Dove a fare la parte del leone sono i ministri di Fratelli d’Italia oltre che il sottosegretario alla presidenza del Consiglio, ruolo che Meloni ha riservato al magistrato a lungo prestato alla politica, Alfredo Mantovano. In una delle caselle di maggior peso, data l’attribuzione del dossier Pnrr, Raffaele Fitto che attende che la Cassazione si pronunci sull’accusa di falso ideologico che gli è valsa la condanna a risarcire il danno morale provocato alla regione Puglia di cui un tempo fu presidente. Altri sono inseguiti dall’ombra del conflitto di interessi che è aleggiato sul neoministro dello Sviluppo inizialmente in predicato di assumere l’incarico alla Difesa, Adolfo Urso per via delle consulenze alle aziende in affari con Teheran della società oggi ceduta al figlio su cui era stato già messo sulla graticola all’epoca della sua nomina alla guida del Copasir, il comitato sulla sicurezza della Repubblica.

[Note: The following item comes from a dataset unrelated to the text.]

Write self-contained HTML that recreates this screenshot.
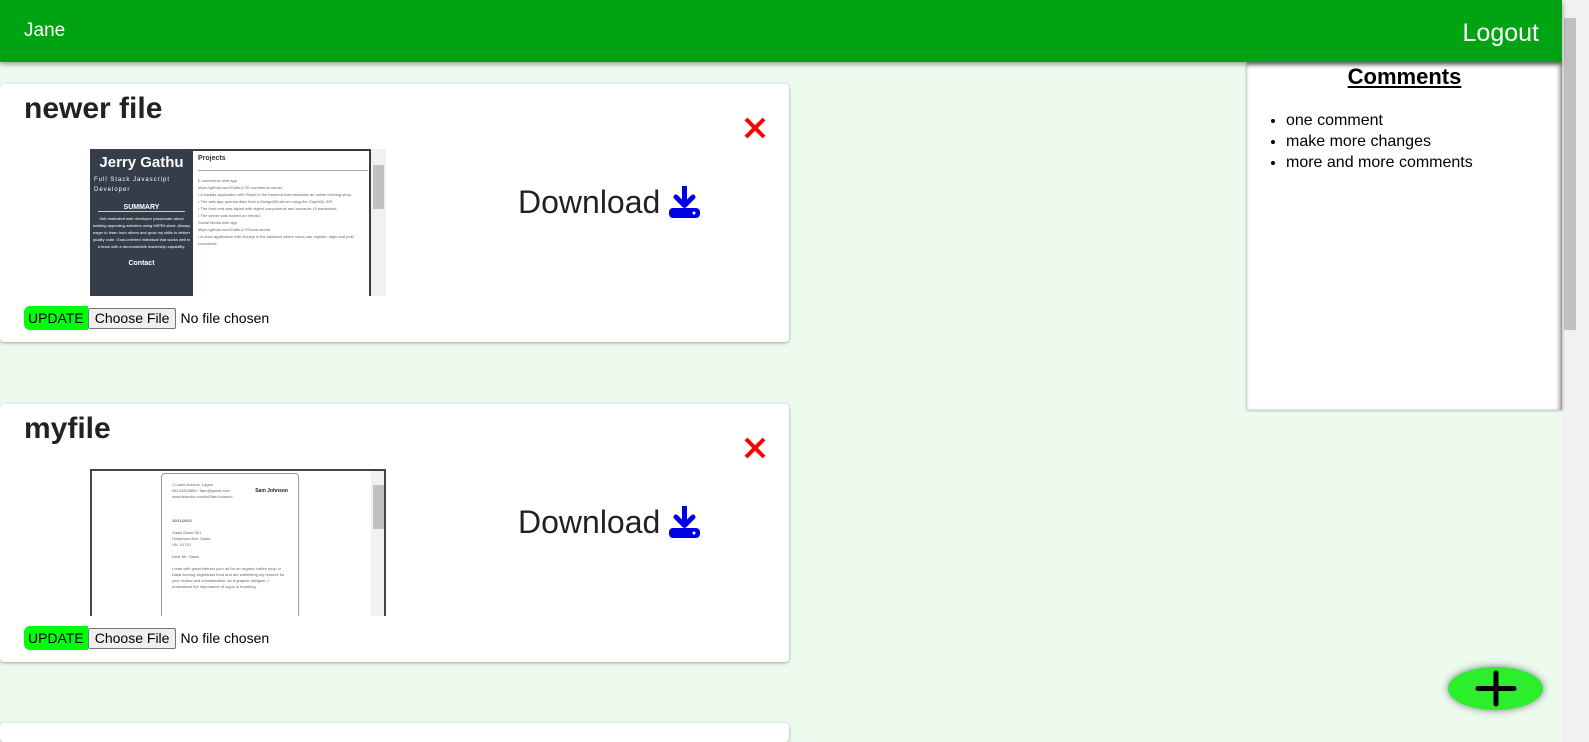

Guido Crosetto designato alla Difesa per allontanare ogni sospetto ha messo in liquidazione le società e dismesso gli incarichi cercando di recidere i solidi legami con l’industria delle armi e dell’aerospazio. Pure la regina del Twiga Daniela Santanchè, nuovo ministro del Turismo, è già un caso per via delle deleghe alle concessioni balneari che potrebbero riguardare anche lo stabilimento balneare a Marina di Pietrasanta in cui è in affari con Flavio Briatore. Per finire con la titolare del Lavoro, la tecnica d’area Marina Calderone: il 21 ottobre Rosario De Luca ha lasciato il cda dell’Inps, istituto vigilato dal ministero ora guidato da sua moglie già presidente del Consiglio dell’ordine dei consulenti del Lavoro.
Francesco Lollobrigida, come stranoto cognato di Giorgia Meloni è invece stato nominato ministro alla Sovranità alimentare
Quanto che la promozione del cognato, nipote della Lollo nazionale si è resa necessaria per via dei «delicati equilibri» con gli alleati. Esattamente come accaduto per Luca Ciriani, reclutato in corsa per la casella delicatissima dei rapporti per il Parlamento, su cui M. si è voluta blindare.